Right now, the only reason a manufacturer should be here is if they’re doing business in a very specific sector like auto or semiconductor production. Thailand enjoys a competitive advantage in those two industries.

Perhaps most importantly, an aging population will continue pressuring Thailand’s economy in the future. Predictions show the number of working age Thais will decrease by 11% by 2040 – the fastest rate in ASEAN.

Thailand should step up its game quickly if they don’t want fall behind. Currently, they run a high risk of growing old before becoming a wealthy society.



Property values in Thailand have doubled, while its currency remained stable over the previous decade. Nonetheless, the nation’s broader economy is flatlining and Thai investment valuations aren’t as attractive as they once were.



We’re going to step out of the Asian continent to look at perhaps the weakest emerging market in the world.

Rather than merely growing at a slow pace, Brazil is now struggling to avoid a deeper recession and declining currency.

Brazilian GDP rose at a rate of 1.1% in 2019 and dropped by 4.1% in 2020. Furthermore, they grew by under 2% every year since 2010.

This tepid, if not negative growth, means that Brazil ranks as one of the worst performing emerging markets throughout the last decade.

Political issues are a main cause of Brazil’s economic malaise (do you see a trend?) over the past few years. Every level of government, from the presidency to congress, has been marred by corruption scandals lately.

South America, generally speaking, is going through hard times.

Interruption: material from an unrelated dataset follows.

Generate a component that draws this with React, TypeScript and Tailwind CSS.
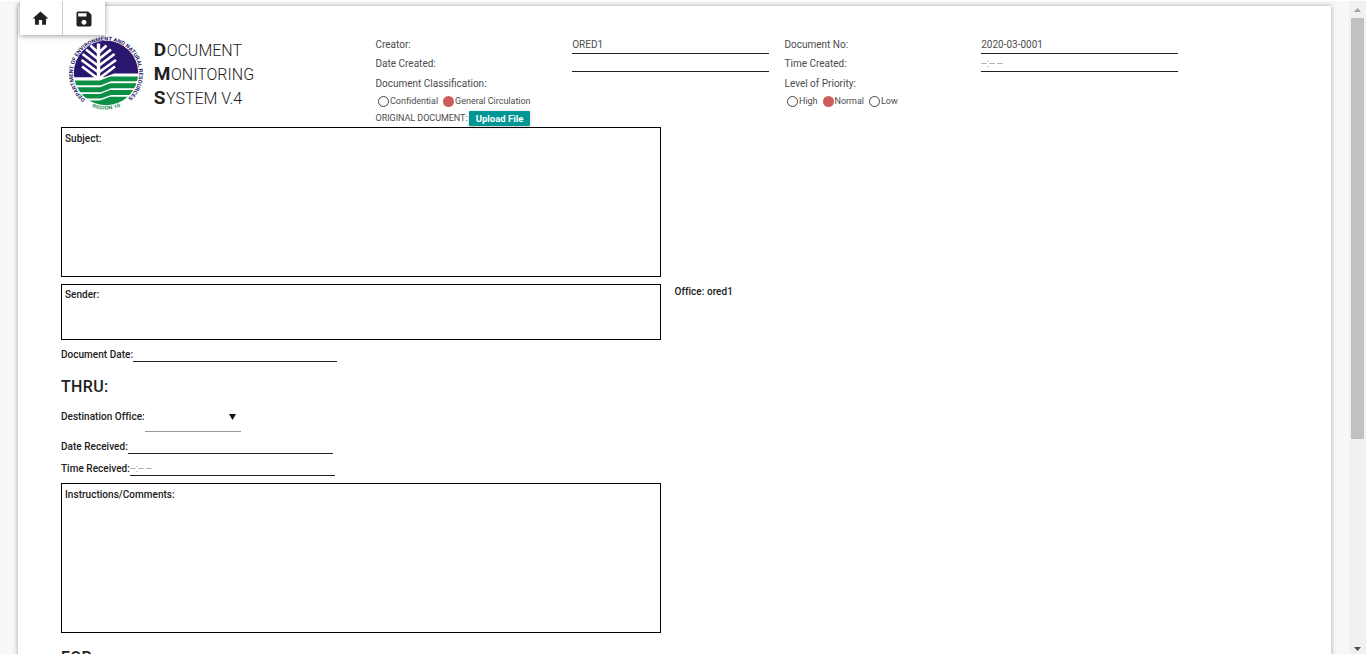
import type { ReactNode } from "react";

function Logo() {
  return (
    <svg width="80" height="80" viewBox="66 33 80 80" className="block font-['Roboto',sans-serif]">
      <defs>
        <clipPath id="disc">
          <circle cx="106" cy="73" r="32.2" />
        </clipPath>
        <path id="ringTop" d="M85.2 99.300A33.100 33.100 0 1 1 126.800 99.300" />
        <path id="ringBottom" d="M89 105.400 A36.600 36.600 0 0 0 123 105.400" />
      </defs>
      <g clipPath="url(#disc)">
        <rect x="70" y="38" width="70" height="70" fill="#fff" />
        <path d="M70 38H142V73.600H114L104 77.200H70Z" fill="#29166f" />
        <path d="M70 80.600H100L110 76.600H142V81.300H111L101 85.300H70Z" fill="#0b8f45" />
        <path d="M70 87.200H100L110 83.200H142V88.200H111L101 92.200H70Z" fill="#0b8f45" />
        <path d="M70 94H100L110 90H142V95H111L101 98.600H70Z" fill="#0b8f45" />
        <path d="M70 100.500H100L110 96.800H142V110H70Z" fill="#0b8f45" />
        <g stroke="#fff" fill="none" strokeWidth="2.7">
          <path d="M98.500 43.500V79" strokeWidth="3.400" />
          <path d="M98.500 53L90.500 45.500M98.500 53L106.500 45.500" />
          <path d="M98.500 59.500L86 49.500M98.500 59.500L111 49.500" />
          <path d="M98.500 66L82.500 54M98.500 66L114.500 54" />
          <path d="M98.500 72.500L81.500 60M98.500 72.500L116 60" />
          <path d="M98.500 79L82 66.500M98.500 79L115 66.500" />
        </g>
      </g>
      <text fontSize="5.4" fontWeight="700" fill="#2c2268">
        <textPath href="#ringTop" textLength="161" lengthAdjust="spacingAndGlyphs">
          DEPARTMENT OF ENVIRONMENT AND NATURAL RESOURCES
        </textPath>
      </text>
      <text fontSize="5" fontWeight="700" fill="#2a8f57">
        <textPath href="#ringBottom" startOffset="3.500" textLength="29" lengthAdjust="spacingAndGlyphs">
          REGION 10
        </textPath>
      </text>
    </svg>
  );
}

function TitleLine({ first, rest }: { first: string; rest: string }) {
  return (
    <div className="h-6 whitespace-nowrap text-[16px] leading-6 font-light">
      <span className="text-[19px] font-bold tracking-[0.6px]">{first}</span>
      {rest}
    </div>
  );
}

function Radio({ label, checked }: { label: string; checked?: boolean }) {
  return (
    <span className="flex items-center">
      <span
        className={
          checked
            ? "mr-px h-[11px] w-[11px] rounded-full bg-[#cd5c5c]"
            : "mr-px h-[11px] w-[11px] rounded-full border border-[#444]"
        }
      />
      <span className="text-[9px] leading-4">{label}</span>
    </span>
  );
}

function HeaderColumn({
  rows,
  heading,
  radios,
  children,
}: {
  rows: [string, string][];
  heading: string;
  radios: ReactNode;
  children?: ReactNode;
}) {
  return (
    <div className="w-[409px] text-[10px] text-[#4c4c4c]">
      {rows.map(([label, value], i) => (
        <div key={label} className="flex">
          <div
            className={
              i === 0 ? "h-[19px] w-[197px] pl-[0.5px] leading-[17px]" : "h-[18px] w-[197px] pl-[0.5px] leading-[17px]"
            }
          >
            {label}
          </div>
          <div
            className={
              i === 0
                ? "h-[18px] w-[197px] border-b border-[#212121] pl-[0.2px] leading-[17px]"
                : "h-[17px] w-[197px] border-b border-[#212121] pl-[0.2px] leading-[17px] text-[#999]"
            }
          >
            {value}
          </div>
        </div>
      ))}
      <div className="mt-0.5 h-[18px] pl-[0.5px] leading-[18px]">{heading}</div>
      <div className="flex h-4 items-center gap-[5px] pl-[3px] tracking-[-0.002em]">{radios}</div>
      {children}
    </div>
  );
}

export default function App() {
  return (
    <div className="h-[658px] w-[1368px] overflow-hidden bg-white pt-px font-['Roboto',sans-serif] text-[#212121]">
      <div className="relative flex h-[653px] w-[1366px] overflow-hidden bg-[#f8f8f8]">
        <main className="mt-[5px] ml-[18px] h-[700px] w-[1313px] shrink-0 bg-white pl-[43px] shadow-[0_0_5px_rgba(0,0,0,0.35)]">
          <header className="flex h-[121px] pt-[27px]">
            <div className="-mr-px ml-[5px] w-[88px]">
              <Logo />
            </div>
            <div className="w-[222px] pt-[5px] pl-[0.7px]">
              <TitleLine first="D" rest="OCUMENT" />
              <TitleLine first="M" rest="ONITORING" />
              <TitleLine first="S" rest="YSTEM V.4" />
            </div>
            <div className="flex pt-[3px]">
              <HeaderColumn
                rows={[
                  ["Creator:", "ORED1"],
                  ["Date Created:", ""],
                ]}
                heading="Document Classification:"
                radios={
                  <>
                    <Radio label="Confidential" />
                    <Radio label="General Circulation" checked />
                  </>
                }
              >
                <div className="mt-0.5 flex h-[15px] text-[9px]">
                  <span className="w-[94px] pl-[0.5px] leading-[14px] tracking-[-0.005em] whitespace-nowrap">
                    ORIGINAL DOCUMENT:
                  </span>
                  <button className="h-[15px] w-[61px] rounded-[1px] bg-[#009693] text-[9.5px] leading-[15px] font-bold text-white shadow-[0_1px_3px_rgba(0,0,0,0.25)]">
                    Upload File
                  </button>
                </div>
              </HeaderColumn>
              <HeaderColumn
                rows={[
                  ["Document No:", "2020-03-0001"],
                  ["Time Created:", "--:-- --"],
                ]}
                heading="Level of Priority:"
                radios={
                  <>
                    <Radio label="High" />
                    <Radio label="Normal" checked />
                    <Radio label="Low" />
                  </>
                }
              />
            </div>
          </header>

          <div className="text-[10px] font-medium tracking-[0.003em]">
            <section className="h-[150px] w-[600px] border border-black pt-[3px] pl-[3px] leading-4">Subject:</section>
            <div className="mt-[7px] flex">
              <section className="h-14 w-[600px] border border-black pt-[2px] pl-[3px] leading-4">Sender:</section>
              <div className="pl-[13.5px] leading-4">Office: ored1</div>
            </div>
            <div className="mt-[7px] flex h-[15px] leading-4">
              <span className="w-[72px] whitespace-nowrap">Document Date:</span>
              <span className="w-[204px] border-b border-[#212121]" />
            </div>
            <h2 className="mt-[13px] h-6 text-[16px] leading-6 font-medium tracking-[0.02em]">THRU:</h2>
            <div className="mt-[3px] flex h-[30px]">
              <span className="w-[84px] pt-[7px] leading-4 whitespace-nowrap">Destination Office:</span>
              <span className="flex w-24 justify-end border-b border-[#999] pt-[12px] pr-[5.5px]">
                <svg width="7" height="6" viewBox="0 0 7 6">
                  <path d="M0 0H7L3.5 6Z" fill="#111" />
                </svg>
              </span>
            </div>
            <div className="mt-[7px] flex h-[15px] leading-4">
              <span className="w-[67px] whitespace-nowrap">Date Received:</span>
              <span className="w-[205px] border-b border-[#212121]" />
            </div>
            <div className="mt-[7px] flex h-[15px] leading-4">
              <span className="w-[69px] whitespace-nowrap">Time Received:</span>
              <span className="w-[205px] border-b border-[#212121] font-normal text-[#999]">--:-- --</span>
            </div>
            <section className="mt-[7px] h-[150px] w-[600px] border border-black pt-[3px] pl-[3px] leading-4">
              Instructions/Comments:
            </section>
            <h2 className="mt-[13px] h-6 text-[16px] leading-6 font-medium tracking-[0.02em]">FOR:</h2>
          </div>
        </main>

        <nav className="absolute top-0 left-5 flex h-[34px] w-[85px] bg-white shadow-[0_1px_5px_rgba(0,0,0,0.4)]">
          <button className="flex w-[43px] items-center justify-center border-r border-[#ccc] pr-px">
            <svg width="19" height="19" viewBox="0 0 24 24" fill="#212121">
              <path d="M10 20v-6h4v6h5v-8h3L12 3 2 12h3v8z" />
            </svg>
          </button>
          <button className="flex w-[42px] items-center justify-center pt-0.5">
            <svg width="20" height="20" viewBox="0 0 24 24" fill="#212121">
              <path d="M17 3H5c-1.11 0-2 .9-2 2v14c0 1.1.89 2 2 2h14c1.1 0 2-.9 2-2V7l-4-4zm-5 16c-1.66 0-3-1.34-3-3s1.34-3 3-3 3 1.34 3 3-1.34 3-3 3zm3-10H5V5h10v4z" />
            </svg>
          </button>
        </nav>

        <aside className="ml-auto flex w-[17px] shrink-0 flex-col items-center bg-[#f1f1f1]">
          <svg width="17" height="17" viewBox="0 0 17 17" className="shrink-0">
            <path d="M5 11L8.500 7L12 11Z" fill="#a3a3a3" />
          </svg>
          <div className="h-[421px] w-[13px] bg-[#c1c1c1]" />
          <svg width="17" height="17" viewBox="0 0 17 17" className="mt-auto shrink-0">
            <path d="M5 10L8.500 14L12 10Z" fill="#505050" />
          </svg>
        </aside>
      </div>
    </div>
  );
}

Practically everywhere from Mexico to Chile is watching their economy grind to a halt, often alongside mass protests and public unrest.

Meanwhile, the value of the Brazilian real and other currencies across the region have suffered longstanding declines.

It’s sad to say, but despite losing about half its value during the previous decade, the Brazilian real is actually one of South America’s best currencies. The Argentine peso fell by over 2000% within the same time period!

This is yet another reason why Asia is a great place to invest. Emerging markets like the Philippines and Vietnam are growing quickly and possess strong economic fundamentals.

Currencies of emerging markets in Asia are also generally safer, while governments are  politically stable in comparison to South America.